# WORK TO COMPLETE
Below is a listing. Return the lines from the one that contains "Clone this screenshot" to the one that contains "import React from 'react';", both ends included, verbatim and with no pictures.

(A run of records)
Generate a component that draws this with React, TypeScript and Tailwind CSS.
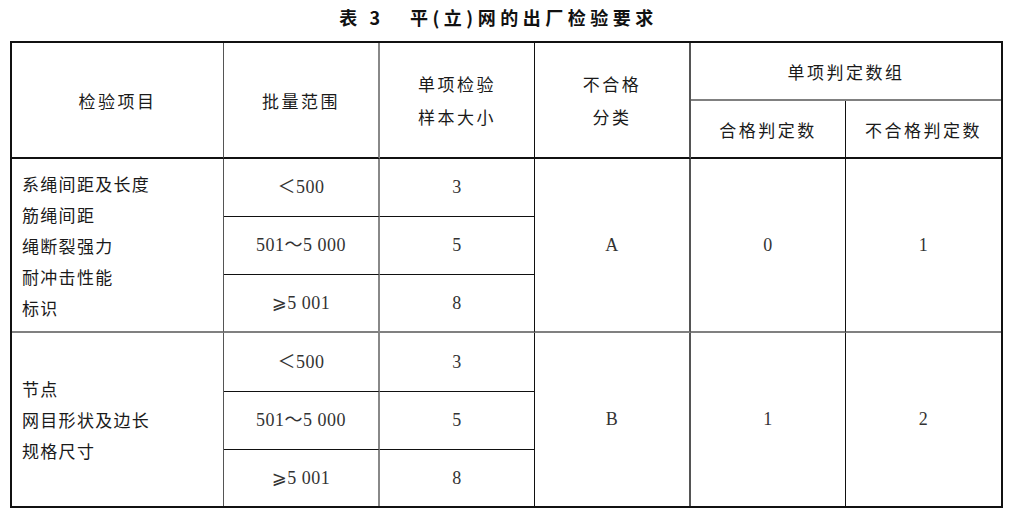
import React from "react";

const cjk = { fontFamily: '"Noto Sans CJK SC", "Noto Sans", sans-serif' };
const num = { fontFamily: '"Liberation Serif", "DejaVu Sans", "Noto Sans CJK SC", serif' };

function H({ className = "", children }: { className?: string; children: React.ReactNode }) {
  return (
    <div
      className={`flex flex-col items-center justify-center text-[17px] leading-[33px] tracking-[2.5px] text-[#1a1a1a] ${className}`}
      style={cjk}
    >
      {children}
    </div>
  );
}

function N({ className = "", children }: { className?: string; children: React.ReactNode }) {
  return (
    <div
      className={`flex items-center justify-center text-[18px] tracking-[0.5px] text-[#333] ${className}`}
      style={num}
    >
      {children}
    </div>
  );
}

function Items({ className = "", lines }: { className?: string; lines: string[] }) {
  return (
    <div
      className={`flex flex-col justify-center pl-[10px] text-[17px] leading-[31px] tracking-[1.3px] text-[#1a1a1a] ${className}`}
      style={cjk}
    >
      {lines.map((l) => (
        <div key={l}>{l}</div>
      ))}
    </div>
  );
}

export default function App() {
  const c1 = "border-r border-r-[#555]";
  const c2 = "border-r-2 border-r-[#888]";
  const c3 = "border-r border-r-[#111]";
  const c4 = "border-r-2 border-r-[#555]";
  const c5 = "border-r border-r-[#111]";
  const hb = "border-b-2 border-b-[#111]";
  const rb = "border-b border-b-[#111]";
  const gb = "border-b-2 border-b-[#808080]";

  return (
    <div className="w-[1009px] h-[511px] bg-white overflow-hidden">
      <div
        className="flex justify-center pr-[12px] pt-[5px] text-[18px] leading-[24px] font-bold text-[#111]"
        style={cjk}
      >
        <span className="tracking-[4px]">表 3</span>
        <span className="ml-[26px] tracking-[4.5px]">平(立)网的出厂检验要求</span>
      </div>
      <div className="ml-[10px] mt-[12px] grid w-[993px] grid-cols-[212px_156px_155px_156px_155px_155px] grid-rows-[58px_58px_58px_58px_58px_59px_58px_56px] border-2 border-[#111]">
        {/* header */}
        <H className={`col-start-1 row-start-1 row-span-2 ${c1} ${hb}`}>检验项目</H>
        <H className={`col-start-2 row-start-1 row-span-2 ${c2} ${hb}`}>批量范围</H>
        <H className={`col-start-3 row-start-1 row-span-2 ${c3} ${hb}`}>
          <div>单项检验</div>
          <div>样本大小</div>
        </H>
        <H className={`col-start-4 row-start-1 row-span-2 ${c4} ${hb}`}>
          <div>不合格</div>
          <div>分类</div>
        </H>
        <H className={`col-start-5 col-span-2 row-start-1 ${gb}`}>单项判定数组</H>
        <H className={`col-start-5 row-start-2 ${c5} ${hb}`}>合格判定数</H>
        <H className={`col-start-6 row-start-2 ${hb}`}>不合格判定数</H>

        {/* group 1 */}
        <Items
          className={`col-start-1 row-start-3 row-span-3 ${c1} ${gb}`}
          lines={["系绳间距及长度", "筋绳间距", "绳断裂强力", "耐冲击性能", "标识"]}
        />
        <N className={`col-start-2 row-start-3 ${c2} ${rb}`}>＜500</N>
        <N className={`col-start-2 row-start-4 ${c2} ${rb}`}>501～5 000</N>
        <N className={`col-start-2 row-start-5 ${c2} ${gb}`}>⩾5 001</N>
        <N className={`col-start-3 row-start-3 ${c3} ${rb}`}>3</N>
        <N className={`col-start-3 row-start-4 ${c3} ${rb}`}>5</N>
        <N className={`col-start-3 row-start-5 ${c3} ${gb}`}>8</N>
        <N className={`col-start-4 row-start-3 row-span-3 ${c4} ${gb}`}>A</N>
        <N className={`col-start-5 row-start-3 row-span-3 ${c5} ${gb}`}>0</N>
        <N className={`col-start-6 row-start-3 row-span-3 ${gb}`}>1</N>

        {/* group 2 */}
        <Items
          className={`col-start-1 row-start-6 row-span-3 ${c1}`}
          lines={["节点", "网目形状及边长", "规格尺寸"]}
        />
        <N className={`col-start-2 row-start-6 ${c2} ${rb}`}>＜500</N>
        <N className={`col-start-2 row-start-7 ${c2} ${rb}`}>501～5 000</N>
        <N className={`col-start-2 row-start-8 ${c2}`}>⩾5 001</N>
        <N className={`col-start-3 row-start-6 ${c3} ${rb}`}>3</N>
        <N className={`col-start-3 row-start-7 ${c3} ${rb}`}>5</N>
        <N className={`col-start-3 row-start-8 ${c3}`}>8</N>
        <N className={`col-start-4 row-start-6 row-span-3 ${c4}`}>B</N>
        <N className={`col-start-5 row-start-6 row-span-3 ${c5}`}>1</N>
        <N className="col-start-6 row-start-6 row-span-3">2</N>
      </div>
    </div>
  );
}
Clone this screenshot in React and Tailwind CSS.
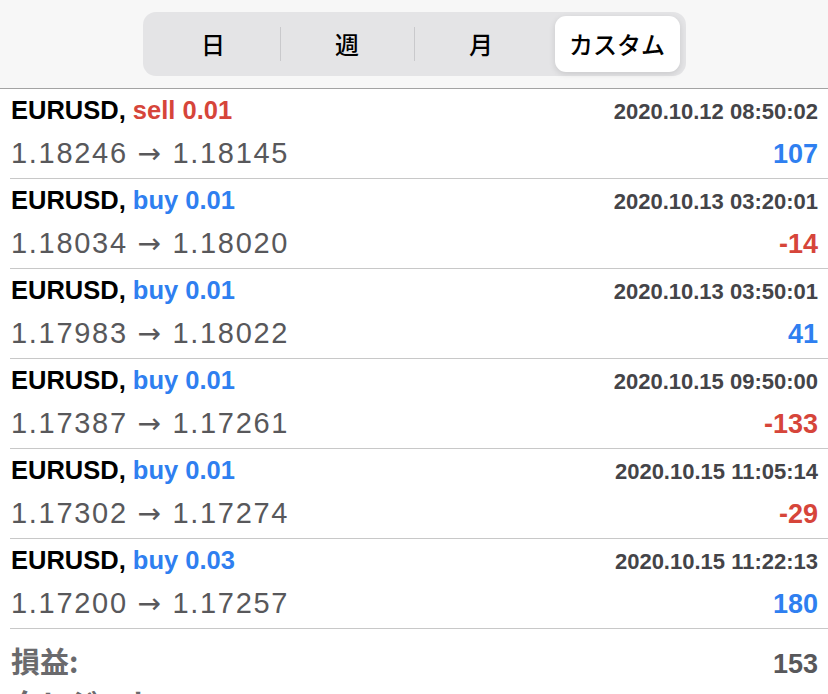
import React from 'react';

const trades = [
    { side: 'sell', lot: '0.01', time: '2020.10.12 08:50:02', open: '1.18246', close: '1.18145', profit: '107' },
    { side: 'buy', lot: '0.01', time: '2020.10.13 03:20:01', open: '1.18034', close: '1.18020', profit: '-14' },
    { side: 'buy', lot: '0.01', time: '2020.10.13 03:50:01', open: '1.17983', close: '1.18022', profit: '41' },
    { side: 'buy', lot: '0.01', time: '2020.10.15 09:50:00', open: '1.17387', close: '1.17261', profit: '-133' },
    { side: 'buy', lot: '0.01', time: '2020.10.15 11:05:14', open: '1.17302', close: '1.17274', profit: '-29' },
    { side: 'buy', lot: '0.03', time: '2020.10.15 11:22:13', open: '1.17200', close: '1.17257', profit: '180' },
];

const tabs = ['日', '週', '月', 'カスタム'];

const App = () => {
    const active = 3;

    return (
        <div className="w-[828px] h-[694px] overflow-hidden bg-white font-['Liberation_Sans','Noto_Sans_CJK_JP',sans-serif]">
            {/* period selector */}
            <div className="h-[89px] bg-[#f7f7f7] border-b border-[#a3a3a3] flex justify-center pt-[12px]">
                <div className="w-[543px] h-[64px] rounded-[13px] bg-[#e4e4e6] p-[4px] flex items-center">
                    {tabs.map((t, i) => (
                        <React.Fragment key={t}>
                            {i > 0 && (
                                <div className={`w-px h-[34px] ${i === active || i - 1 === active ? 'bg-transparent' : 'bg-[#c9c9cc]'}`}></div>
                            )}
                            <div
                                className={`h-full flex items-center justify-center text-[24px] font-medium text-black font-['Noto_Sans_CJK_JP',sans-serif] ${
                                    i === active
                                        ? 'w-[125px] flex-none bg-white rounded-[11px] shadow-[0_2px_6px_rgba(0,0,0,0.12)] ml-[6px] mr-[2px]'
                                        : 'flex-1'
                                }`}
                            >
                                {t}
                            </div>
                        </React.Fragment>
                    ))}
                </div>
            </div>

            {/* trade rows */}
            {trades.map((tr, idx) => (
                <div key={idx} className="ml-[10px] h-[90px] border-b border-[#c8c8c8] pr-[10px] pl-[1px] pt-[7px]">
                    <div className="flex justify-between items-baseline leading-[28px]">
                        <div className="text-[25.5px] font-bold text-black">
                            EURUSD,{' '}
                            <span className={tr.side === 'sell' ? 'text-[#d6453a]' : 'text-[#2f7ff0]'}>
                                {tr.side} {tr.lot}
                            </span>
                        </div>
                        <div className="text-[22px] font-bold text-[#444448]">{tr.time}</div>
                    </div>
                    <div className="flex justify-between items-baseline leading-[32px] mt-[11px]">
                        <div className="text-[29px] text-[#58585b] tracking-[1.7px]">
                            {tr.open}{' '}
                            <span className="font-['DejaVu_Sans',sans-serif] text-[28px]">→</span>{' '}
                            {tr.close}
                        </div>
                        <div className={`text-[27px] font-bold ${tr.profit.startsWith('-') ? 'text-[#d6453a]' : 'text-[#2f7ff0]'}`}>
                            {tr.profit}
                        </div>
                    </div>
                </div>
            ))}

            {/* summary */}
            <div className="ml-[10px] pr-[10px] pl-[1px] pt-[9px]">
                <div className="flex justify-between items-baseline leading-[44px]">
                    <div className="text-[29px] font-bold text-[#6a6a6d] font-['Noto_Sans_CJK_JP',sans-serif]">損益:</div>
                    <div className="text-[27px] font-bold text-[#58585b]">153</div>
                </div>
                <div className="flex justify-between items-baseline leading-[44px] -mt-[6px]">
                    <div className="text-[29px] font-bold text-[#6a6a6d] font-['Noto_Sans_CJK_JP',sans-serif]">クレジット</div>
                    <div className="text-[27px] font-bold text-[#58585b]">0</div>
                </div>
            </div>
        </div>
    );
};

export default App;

# CORRECT OUTPUT
Clone this screenshot in React and Tailwind CSS.
import React from 'react';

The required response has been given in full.